Polarized Optical Spectra, Transition Line Strengths, and the Electronic Energy-Level Structure of Eu(dpa)33- Complexes in Single Crystals of Hexagonal Na3[Yb0.95Eu0.05(dpa)3]·NaClO4·10H2O

Abstract

Polarized optical absorption and emission measurements are used to locate and assign 52 crystal-field energy levels split out of the 4f6 electronic configuration of Eu3+ in single crystals of Na3[Yb0.95Eu0.05(dpa)3]·NaClO4·10H2O (where dpa ≡ dipicolinate dianion ≡ 2,6-pyridinedicarboxylate). In these crystals, each Eu3+ is coordinated to three dipicolinate (dpa) ligands, and the tris-terdentate Eu(dpa)33- chelate structures have trigonal-dihedral (D3) symmetry. The combined optical absorption and emission measurements provide access to the energy-level structures of 27 different 4f6[SL]J multiplet manifolds of Eu3+, and 21 of these multiplet manifolds are represented among the 52 crystal-field levels that are characterized with respect to both location (energy) and symmetry properties. The energy-level data obtained from experiment are analyzed in terms of a model Hamiltonian that includes consideration of both isotropic and nonisotropic 4f-electron/crystal-field interactions.
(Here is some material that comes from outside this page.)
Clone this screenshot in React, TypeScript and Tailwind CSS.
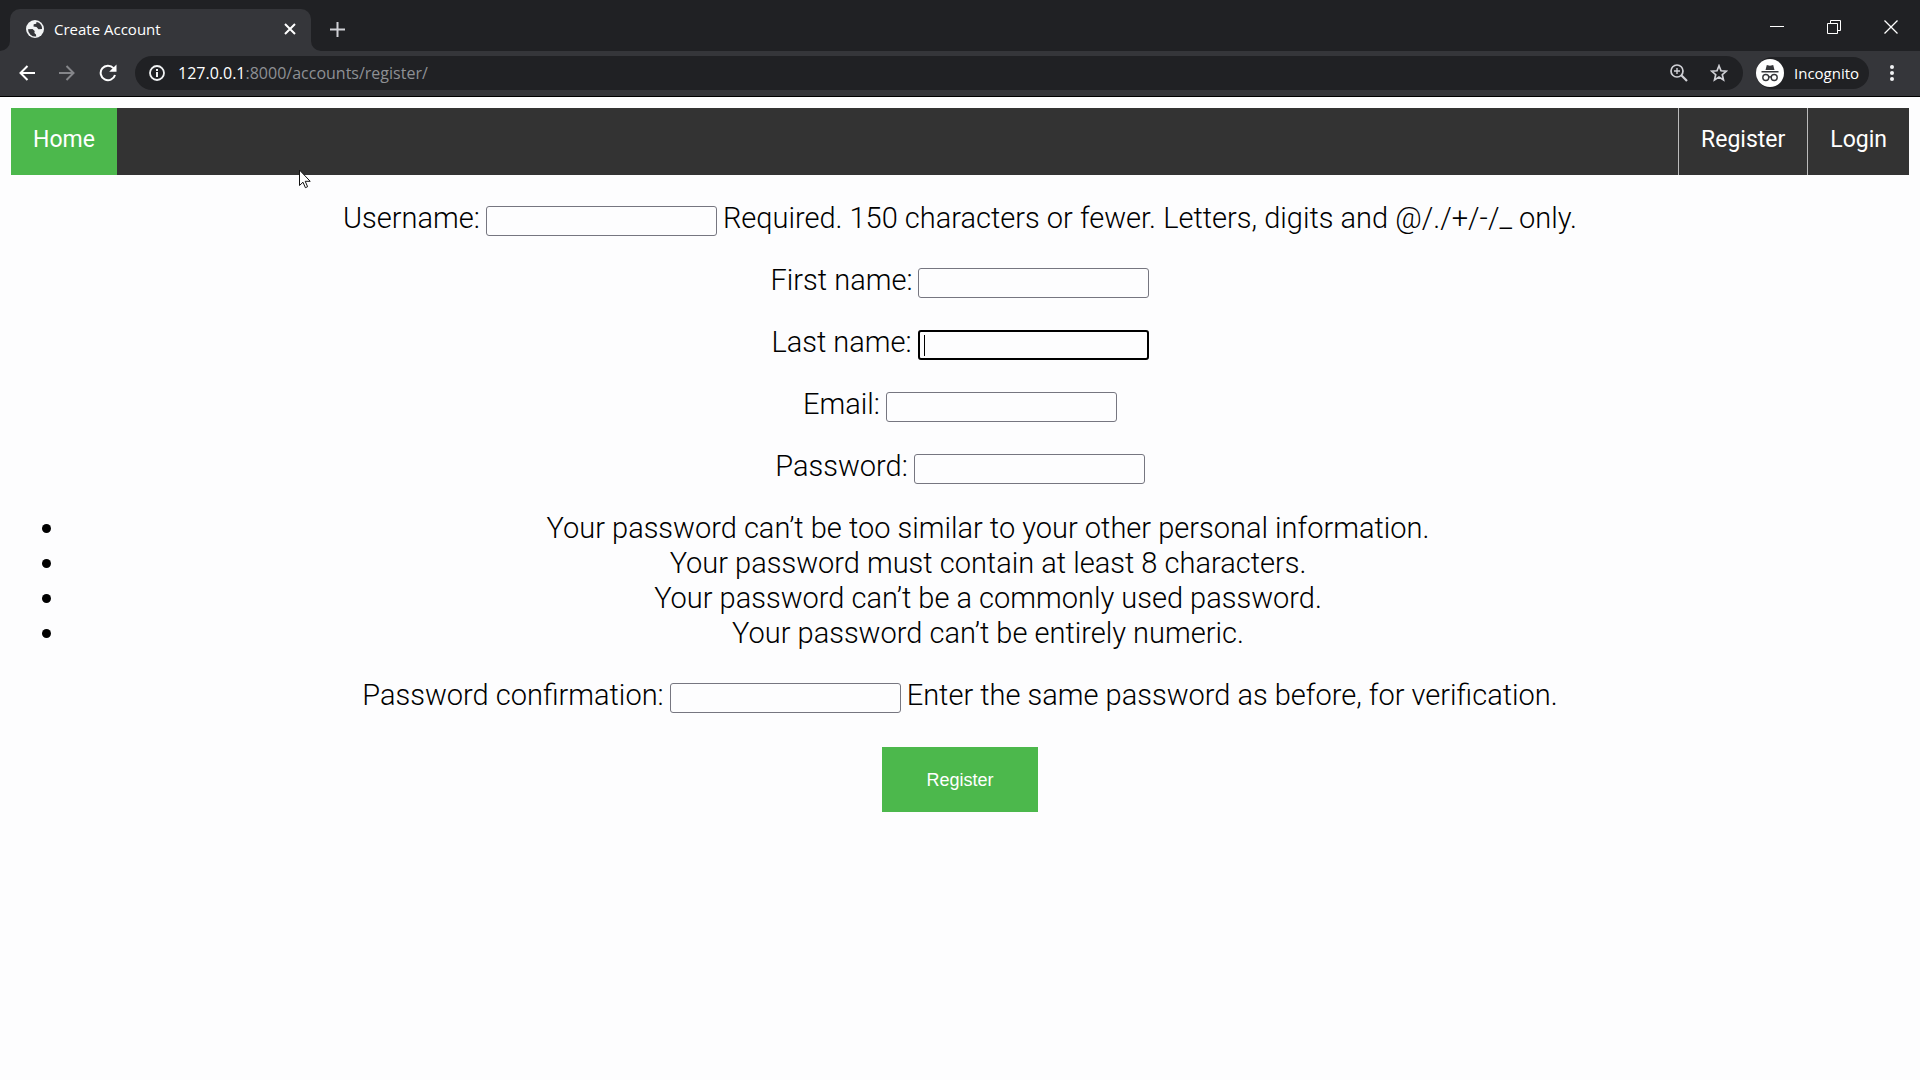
import type { ReactNode } from "react";

const inputBase = "h-[30px] w-[231px] rounded-[3px] bg-[#fdfdfe] px-1 text-lg outline-none";

function Row({ id, label, type = "text", help, focused = false }: { id: string; label: string; type?: string; help?: string; focused?: boolean }) {
  return (
    <div className="flex items-end justify-center gap-[6px]">
      <label htmlFor={id}>{label}</label>
      <span className="relative flex">
        <input
          id={id}
          name={id}
          type={type}
          aria-describedby={help ? id + "-help" : undefined}
          className={focused ? `${inputBase} border-2 border-black` : `${inputBase} border border-[#767680]`}
        />
        {focused && <span className="absolute top-[5px] left-[6px] h-[21px] w-px bg-black" />}
      </span>
      {help && <span id={id + "-help"}>{help}</span>}
    </div>
  );
}

function IconButton({ label, className, children }: { label: string; className?: string; children: ReactNode }) {
  return (
    <button type="button" aria-label={label} className={`flex items-center justify-center ${className ?? ""}`}>
      {children}
    </button>
  );
}

function TitleBar() {
  return (
    <header className="flex h-[51px] items-end bg-[#202124] text-white">
      <svg className="size-[10px]" viewBox="0 0 10 10" aria-hidden="true"><path d="M10 0v10H0A10 10 0 0 0 10 0Z" fill="#35363a" /></svg>
      <div className="flex h-[42px] w-[301px] items-center rounded-t-[10px] bg-[#35363a] pr-[13px] pb-[2px] pl-4 font-['Open_Sans',sans-serif]">
        <svg className="size-[18px]" viewBox="0 0 18 18" aria-hidden="true">
          <circle cx="9" cy="9" r="9" fill="#f1f3f4" />
          <path d="M2 9.2 6.5 9l2.2 2-.3 2 1.6 1.5.2 2A7.3 7.3 0 0 1 2 9.2ZM10.5 2l-.3 1.8-2.5.4-.2 2.3 3 .5 2 2.2 3.5-.2c.4-3.5-2-6.400-5.500-7Z" fill="#35363a" />
        </svg>
        <span className="ml-[10px] flex-1 text-[15px]">Create Account</span>
        <IconButton label="Close tab" className="size-4">
          <svg className="size-4" viewBox="0 0 16 16" aria-hidden="true"><path d="m3 3 10 10M13 3 3 13" stroke="#fff" strokeWidth="2" /></svg>
        </IconButton>
      </div>
      <svg className="size-[10px]" viewBox="0 0 10 10" aria-hidden="true"><path d="M0 0v10h10A10 10 0 0 1 0 0Z" fill="#35363a" /></svg>
      <IconButton label="New tab" className="mb-[13px] ml-2 size-[17px]">
        <svg className="size-[17px]" viewBox="0 0 17 17" aria-hidden="true"><path d="M8.500 1v15M1 8.500h15" stroke="#d0d1d6" strokeWidth="2" /></svg>
      </IconButton>
      <div className="flex-1" />
      <div className="mb-[17px] flex items-center gap-[43px] pr-[22px]">
        <IconButton label="Minimize">
          <svg className="size-[14px]" viewBox="0 0 14 14" aria-hidden="true"><path d="M0 6.500h14" stroke="#fff" /></svg>
        </IconButton>
        <IconButton label="Restore">
          <svg className="size-[14px]" viewBox="0 0 14 14" aria-hidden="true" fill="none" stroke="#fff"><path d="M.5 3.500h10v10H.5zM3.500 3.500v-3h10v10h-3" /></svg>
        </IconButton>
        <IconButton label="Close">
          <svg className="size-[14px]" viewBox="0 0 14 14" aria-hidden="true"><path d="m.5.5 13 13m0-13-13 13" stroke="#fff" strokeWidth="1.300" /></svg>
        </IconButton>
      </div>
    </header>
  );
}

function Toolbar() {
  return (
    <div className="flex h-[46px] items-center border-b border-black bg-[#35363a] pr-[26px] pb-px font-['Open_Sans',sans-serif] text-white">
      <div className="flex gap-6 pl-[19px]">
        <IconButton label="Back">
          <svg className="size-4" viewBox="0 0 16 16" fill="none" stroke="#fff" strokeWidth="2" aria-hidden="true"><path d="M16 8H1.500M8.500 1 1.500 8l7 7" /></svg>
        </IconButton>
        <IconButton label="Forward">
          <svg className="size-4" viewBox="0 0 16 16" fill="none" stroke="#85868a" strokeWidth="2" aria-hidden="true"><path d="M0 8h14.500M7.500 1l7 7-7 7" /></svg>
        </IconButton>
        <IconButton label="Reload">
          <svg className="size-[18px]" viewBox="0 0 18 18" aria-hidden="true"><path d="M14.500 4.200A7.300 7.300 0 1 0 16 11" fill="none" stroke="#fff" strokeWidth="2" /><path d="M17.500.5v7.300h-7.300z" fill="#fff" /></svg>
        </IconButton>
      </div>
      <div className="ml-[18px] flex h-[34px] flex-1 items-center rounded-full bg-[#202124] pr-[15px] pl-[14px]">
        <svg className="size-4" viewBox="0 0 16 16" aria-hidden="true"><circle cx="8" cy="8" r="7" fill="none" stroke="#f1f3f4" strokeWidth="1.800" /><path d="M8 7v5M8 4v2" stroke="#f1f3f4" strokeWidth="2" /></svg>
        <a href="#" className="ml-[13px] flex-1 text-base text-[#8e9094]"><span className="text-white">127.0.0.1</span>:8000/accounts/register/</a>
        <IconButton label="Zoom">
          <svg className="size-[18px]" viewBox="0 0 18 18" fill="none" stroke="#d0d1d6" strokeWidth="1.700" aria-hidden="true"><circle cx="7" cy="7" r="6" /><path d="m11.300 11.300 5.700 5.700" strokeWidth="2.200" /><path d="M4 7h6M7 4v6" strokeWidth="1.400" /></svg>
        </IconButton>
        <IconButton label="Bookmark this page" className="ml-[22px]">
          <svg className="size-[18px]" viewBox="0 0 18 18" fill="none" stroke="#d0d1d6" strokeWidth="1.700" aria-hidden="true"><path d="m9 1.800 2 5 5.300.4-4 3.500 1.200 5.200L9 13.100l-4.500 2.800 1.200-5.200-4-3.500L7 6.800z" /></svg>
        </IconButton>
      </div>
      <div className="ml-[13px] flex h-8 w-[113px] items-center gap-[10px] rounded-full bg-[#202124]">
        <svg className="size-7 shrink-0" viewBox="0 0 28 28" aria-hidden="true">
          <circle cx="14" cy="14" r="14" fill="#fff" />
          <path d="m9.500 11 1.300-5 3.200.8 3.200-.8 1.300 5zM5.500 12h17v1.500h-17z" fill="#35363a" />
          <g fill="none" stroke="#35363a" strokeWidth="1.400"><circle cx="9.800" cy="18.500" r="3" /><circle cx="18.200" cy="18.500" r="3" /><path d="M12.800 18.200q1.200-.8 2.400 0" /></g>
        </svg>
        <span className="text-[15px]">Incognito</span>
      </div>
      <IconButton label="Menu" className="ml-[21px]">
        <svg className="h-4 w-1" viewBox="0 0 4 16" fill="#f1f3f4" aria-hidden="true"><circle cx="2" cy="2" r="2" /><circle cx="2" cy="8" r="2" /><circle cx="2" cy="14" r="2" /></svg>
      </IconButton>
    </div>
  );
}

const rules = [
  "Your password can’t be too similar to your other personal information.",
  "Your password must contain at least 8 characters.",
  "Your password can’t be a commonly used password.",
  "Your password can’t be entirely numeric.",
];

export default function App() {
  return (
    <div className="relative min-h-screen bg-[#fdfdfe]">
      <TitleBar />
      <Toolbar />
      <main className="px-[11px] pt-[11px] font-[Roboto,sans-serif] text-[29px] leading-[35px] font-light text-black">
        <nav className="flex h-[67px] bg-[#333] text-[23px] leading-[64px] font-normal text-white">
          <a href="#" className="bg-[#4cb84c] px-[22px]">Home</a>
          <div className="flex-1" />
          <a href="#" className="border-l border-[#bbb] px-[22px]">Register</a>
          <a href="#" className="border-l border-[#bbb] px-[22px]">Login</a>
        </nav>
        <form className="mt-[26px] flex flex-col gap-[27px]">
          <Row id="username" label="Username:" help="Required. 150 characters or fewer. Letters, digits and @/./+/-/_ only." />
          <Row id="first_name" label="First name:" />
          <Row id="last_name" label="Last name:" focused />
          <Row id="email" label="Email:" type="email" />
          <Row id="password1" label="Password:" type="password" />
          <ul className="list-disc pl-[56px] text-center">
            {rules.map((rule) => <li key={rule}>{rule}</li>)}
          </ul>
          <Row id="password2" label="Password confirmation:" type="password" help="Enter the same password as before, for verification." />
          <button type="button" className="mt-[7px] h-[65px] w-[156px] self-center bg-[#4cb84c] font-['Liberation_Sans',sans-serif] text-lg font-normal text-white">Register</button>
        </form>
      </main>
      <svg className="pointer-events-none absolute top-[169px] left-[299px] h-5 w-3" viewBox="0 0 12 20" aria-hidden="true">
        <path d="M.5 1v15.500l3.500-3.300 2.400 5.500 2.200-1-2.400-5.400h5z" fill="#fff" stroke="#111" />
      </svg>
    </div>
  );
}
A parametrized form of this Hamiltonian is used to perform parametric fits of calculated-to-experimental energy-level data, and the results obtained from these data fits show a root mean square (rms) deviation of 9.8 cm-1 between calculated and observed energies. The Hamiltonian parameters evaluated from the energy-level analyses provide information about both the anisotropies and the overall strength of the 4f-electron/crystal-field interactions that contribute to the energy-level structure of Eu(dpa)33- complexes. In addition to energy-level data, the absorption measurements performed in this study permit the quantitative determination of relative optical line strengths for 22 different Stark-level-to-Stark-level transitions observed in the low-temperature axial absorption spectra of Eu(dpa)33- in Na3[Yb0.95Eu0.05(dpa)3]·NaClO4·10H2O.